UK Music tells him that the Horrors retaliated by labelling his band as: “one of the worse bands I’ve ever heard”.
“Fair enough,” he laughs. “Each to their own. I don’t particularly think their music’s that great, but it doesn’t mean we can’t get on. Unless they’re really arsey, I don’t see why we shouldn’t. NME have a habit of wanting to hype everything up just because it sells magazines. It’s more the fact they asked us what we thought. If they hadn’t asked, we wouldn’t have cared”.
This time last year the Automatic (Iwan, Rob Hawkins –vocals/bass, Alex ‘Pennie’ –keyboards, James ‘Frost’ –guitar) were tipped for big things. Their debut album Not Accepted Anywhere has clocked up 200,000 sales to date and they’ve been on the road for most of the year. The release of their anthemic hit single, Monster threw the quartet firmly into the consciousness of the public and into the mainstream. But Iwan says they’ve never considered themselves to be a mass appeal band
“I always thought of us that could maybe play to lots of different types of people, like indie kids and metal kids and they still kind of get what we’re doing. Monster is the poppiest thing we’ve ever done, and I never though it’d be a top ten song, like to five, it kind of surprised me. Also it opened a lot of doors for us. It’s meant we’ve brought in a lot of people that maybe wouldn’t have listened to the rest of our album,” he says. “You can be successful and mainstream. I wouldn’t view it as selling out because we’ve already sold out pretty much by signing a record deal. Ultimately, it means we’re doing well and it means we can keep doing what we’re dong and live of it. That’s the main thing we want to happen is to be able to keep doing this, making music, and by selling records you can do that”.
Then there was there infamous appearance on GMTV. Tired and delirious due to sleep deprivation, they set about trashing the set. They weren’t happy they about being tricked into performing on the show either.
“We weren’t very comfortable with it at all because we weren’t actually told that it was GMTV. If we had known it was GMTV we would have said no, so we were tricked into it. We found out the night before and it was too late to say no, so we turned up and Frost got a bit too drunk, it was very early in the morning, everyone was a bit annoyed. We were planning on f*cking it up a bit, but we weren’t planning on it getting that far. You don’t plan like ‘Oh I’m going to smash a guitar’, but then Frost’s guitar sort of fell off about half way through the song, so he ended up trashing everything and once he started he, quite stupidly, couldn’t stop. It got out of hand, but it genuinely wasn’t something we wanted to be doing”.

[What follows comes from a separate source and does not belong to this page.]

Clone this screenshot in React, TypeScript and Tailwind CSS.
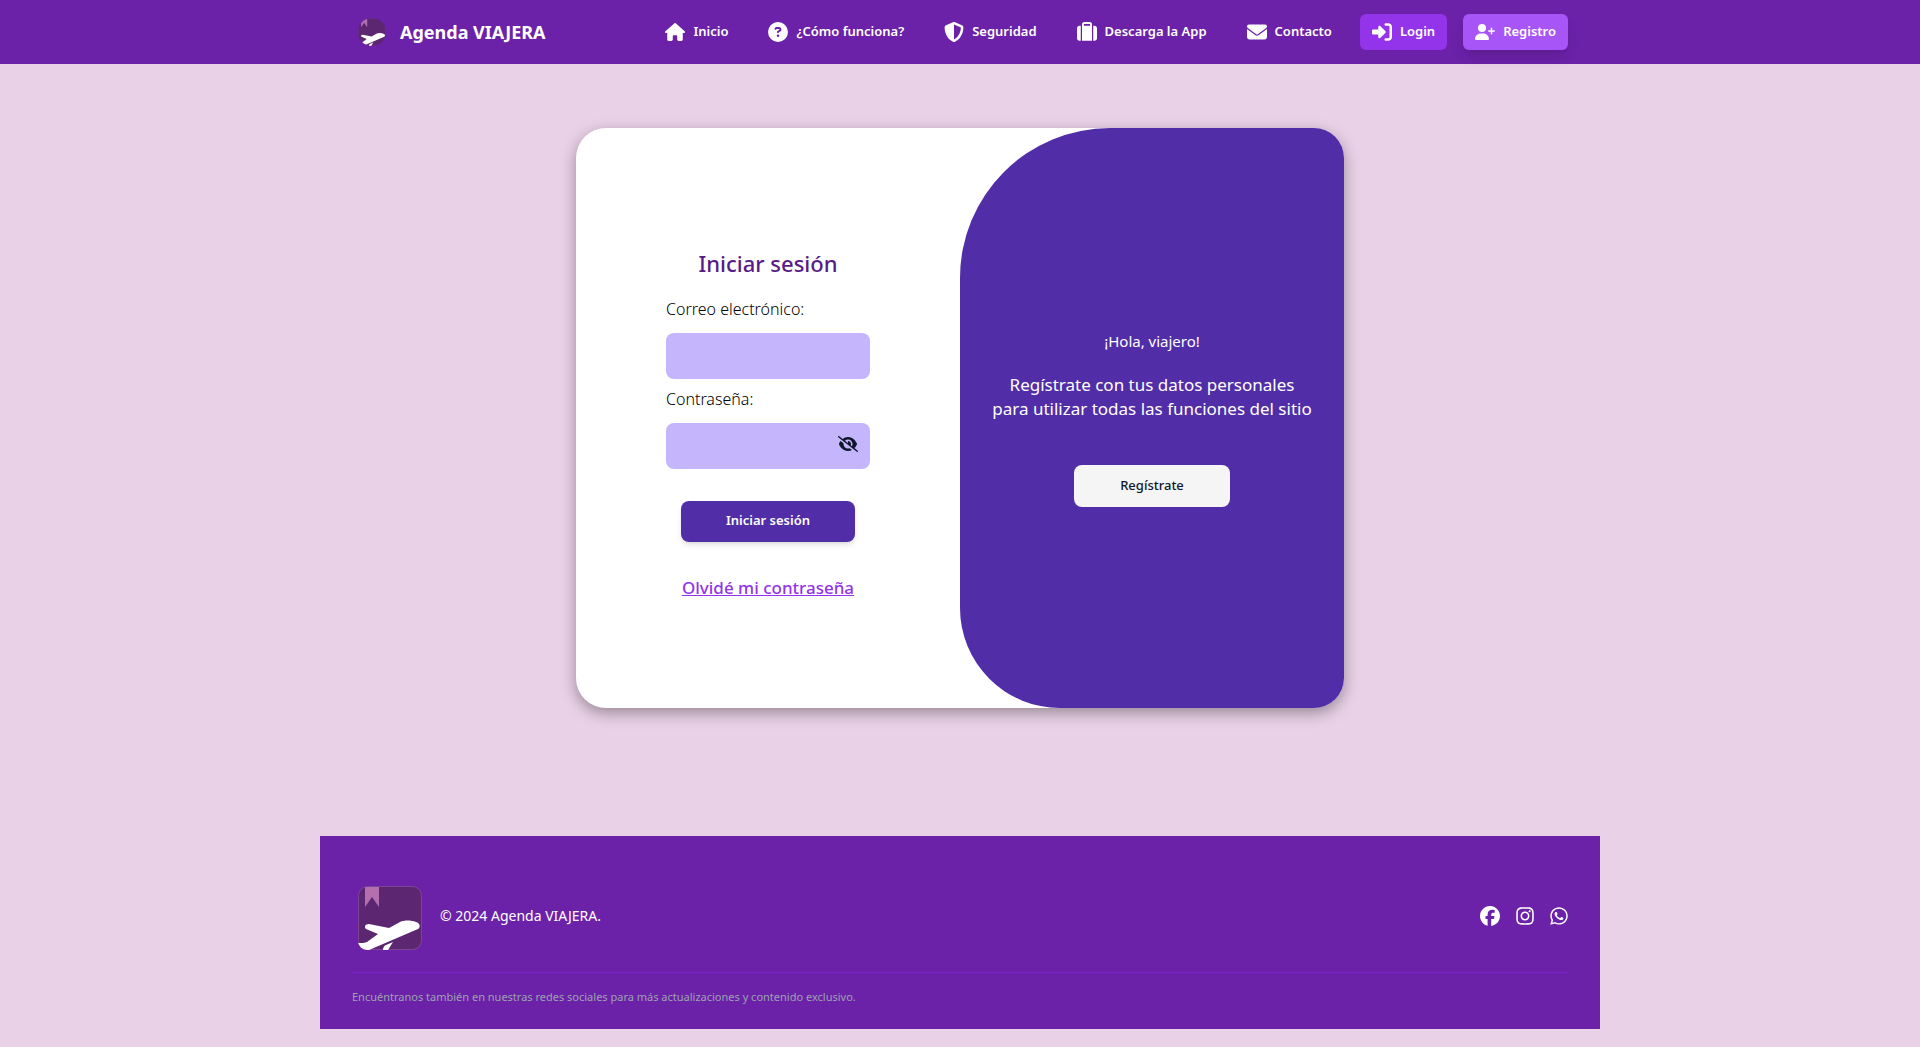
import { useState } from "react";
import type { ReactNode } from "react";
import {
  FaCircleQuestion,
  FaEnvelope,
  FaEye,
  FaEyeSlash,
  FaFacebook,
  FaHouse,
  FaInstagram,
  FaRightToBracket,
  FaShieldHalved,
  FaSuitcase,
  FaUserPlus,
  FaWhatsapp,
} from "react-icons/fa6";

const links = [
  { label: "Inicio", icon: FaHouse },
  { label: "¿Cómo funciona?", icon: FaCircleQuestion },
  { label: "Seguridad", icon: FaShieldHalved },
  { label: "Descarga la App", icon: FaSuitcase },
  { label: "Contacto", icon: FaEnvelope },
];

const socials = [
  { label: "Facebook", icon: FaFacebook, size: "h-5 w-5" },
  { label: "Instagram", icon: FaInstagram, size: "h-5 w-[18px]" },
  { label: "WhatsApp", icon: FaWhatsapp, size: "h-5 w-[18px]" },
];

function Logo({ className, viewBox = "0 0 64 64" }: { className: string; viewBox?: string }) {
  return (
    <svg viewBox={viewBox} className={className} role="img" aria-label="Agenda VIAJERA">
      <clipPath id="logo-clip">
        <rect width="64" height="64" rx="9" />
      </clipPath>
      <rect x="0.5" y="0.5" width="63" height="63" rx="9" fill="#5c2770" stroke="#7d4596" />
      <g clipPath="url(#logo-clip)">
        <path d="M7 1H21V21L14 11L7 21Z" fill="#b36fae" />
        <path
          d="M0 57C4 57 7 57 9 56L20 48L8 43C6 41 7 38 11 38L31 42L42 36C46 34 53 34 58 36C62 37 63 41 60 43L11 64H0Z"
          fill="#fff"
        />
        <path d="M35 56L28 59C25 60 25 64 25 64H30L35 56Z" fill="#fff" />
      </g>
    </svg>
  );
}

function NavButton({ className, children }: { className: string; children: ReactNode }) {
  return (
    <button type="button" className={`flex h-9 items-center gap-2 rounded-md px-3 text-[13px] font-semibold text-white ${className}`}>
      {children}
    </button>
  );
}

function Header() {
  return (
    <header className="bg-[#6b21a8]">
      <div className="mx-auto flex h-16 max-w-[1280px] items-center justify-between px-8">
        <a href="#" className="flex items-center gap-3.5 px-1.5 text-white">
          <Logo className="size-7 rounded-full" />
          <span className="text-lg font-bold">Agenda VIAJERA</span>
        </a>
        <div className="flex items-center">
          <nav className="flex items-center gap-10 pr-7">
            {links.map(({ label, icon: Icon }) => (
              <a key={label} href="#" className="flex items-center gap-2 text-[13px] font-semibold text-white">
                <Icon className="size-5" />
                {label}
              </a>
            ))}
          </nav>
          <div className="flex items-center gap-4">
            <NavButton className="bg-[#9333ea]">
              <FaRightToBracket className="size-5" />
              Login
            </NavButton>
            <NavButton className="bg-[#a855f7] shadow-lg">
              <FaUserPlus className="size-5" />
              Registro
            </NavButton>
          </div>
        </div>
      </div>
    </header>
  );
}

function LoginForm() {
  const [showPassword, setShowPassword] = useState(false);

  return (
    <form onSubmit={(e) => e.preventDefault()} className="flex w-1/2 flex-col items-center justify-center pt-3">
      <h1 className="text-[22px] leading-8 font-medium text-[#581c87]">Iniciar sesión</h1>
      <div className="mt-4.5 flex w-51 flex-col">
        <label htmlFor="email" className="font-light text-black">Correo electrónico:</label>
        <input id="email" type="email" className="mt-3 h-[46px] rounded-lg bg-[#c4b5fd] px-4 text-[13px] outline-none" />
        <label htmlFor="password" className="mt-2 font-light text-black">Contraseña:</label>
        <div className="relative mt-3">
          <input
            id="password"
            type={showPassword ? "text" : "password"}
            className="h-[46px] w-full rounded-lg bg-[#c4b5fd] pr-10 pl-4 text-[13px] outline-none"
          />
          <button
            type="button"
            aria-label="Mostrar contraseña"
            onClick={() => setShowPassword(!showPassword)}
            className="absolute top-[11px] right-3 text-slate-900"
          >
            {showPassword ? <FaEye className="size-5" /> : <FaEyeSlash className="size-5" />}
          </button>
        </div>
      </div>
      <button type="submit" className="mt-8 h-[41px] w-[174px] rounded-lg bg-[#512da8] text-[13px] font-semibold text-white shadow-md">
        Iniciar sesión
      </button>
      <a href="#" className="mt-8 text-[17px] leading-7 font-medium text-[#9333ea] underline">Olvidé mi contraseña</a>
    </form>
  );
}

function WelcomePanel() {
  return (
    <section className="flex w-1/2 flex-col items-center justify-center rounded-tl-[150px] rounded-bl-[100px] bg-[#512da8] text-center text-white">
      <p className="text-[15px] leading-6">¡Hola, viajero!</p>
      <p className="mt-5 text-[17px] leading-6">
        Regístrate con tus datos personales
        <br />
        para utilizar todas las funciones del sitio
      </p>
      <button type="button" className="mt-11 h-[42px] w-39 rounded-lg bg-[#f5f5f5] text-[13px] font-medium text-slate-900">
        Regístrate
      </button>
    </section>
  );
}

function Footer() {
  return (
    <footer className="mx-auto w-full max-w-[1280px] bg-[#6b21a8] px-8 pt-11">
      <div className="flex items-center justify-between pb-5">
        <div className="flex items-center gap-4 text-sm text-white">
          <Logo className="size-18" viewBox="-6 -6 72 72" />
          <span>© 2024 Agenda VIAJERA.</span>
        </div>
        <div className="flex items-center gap-4">
          {socials.map(({ label, icon: Icon, size }) => (
            <a key={label} href="#" aria-label={label} className="text-white">
              <Icon className={size} />
            </a>
          ))}
        </div>
      </div>
      <p className="border-t border-[#7e22ce] pt-4 pb-6 text-[11px] leading-4 text-[#9ca3af]">
        Encuéntranos también en nuestras redes sociales para más actualizaciones y contenido exclusivo.
      </p>
    </footer>
  );
}

export default function App() {
  return (
    <div className="min-h-screen bg-[#e9d1e7] pb-4 font-['Noto_Sans','Open_Sans',sans-serif]">
      <Header />
      <main className="px-4 pt-16 pb-32">
        <div className="mx-auto flex min-h-[580px] max-w-3xl overflow-hidden rounded-[30px] bg-white shadow-[0_5px_15px_rgba(0,0,0,0.35)]">
          <LoginForm />
          <WelcomePanel />
        </div>
      </main>
      <Footer />
    </div>
  );
}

Iwan says the band have started some work some new material over the Christmas break and are hoping to start on album number two in the summer.
“We want to just make it sound rawer, make it sound heavier because we felt the first album got pretty poppified and it was quite rushed so we didn’t get to do a lot of the ideas we had. So hopefully we’ll get a bit more time to make it more of an album where you have to listen to the whole album. You know like with some albums, you only listen to one track but you feel like you have to listen to whole album. We want it to be like that,” says the sticksman of the direction he thinks the new record will take. “I think it’ll be more in the rock direction, more in the vein of Foo Fightery type rock, pop kind of thing but keeping in what we do now. We don’t want to be perceived as this pop band which we do at the moment, we seem to be a bit pushed into this corner, but when you come to our gigs you sort of see that we’re a rock band”.
They’ll also be hoping make it big Stateside, something which has alluded many British bands.
“I’ve never been before, so I’m just like looking forward to having this completely crazy experience,” says Iwan. “We’re going to be all over America, because a lot of bands just go there and do a few gigs in New York and LA, but we’re going to be doing everywhere in between as well. I think it’s going to be mental, I’m looking forward to it!”
Their single Raoul is out now and the Automatic will be on tour from the 29th January.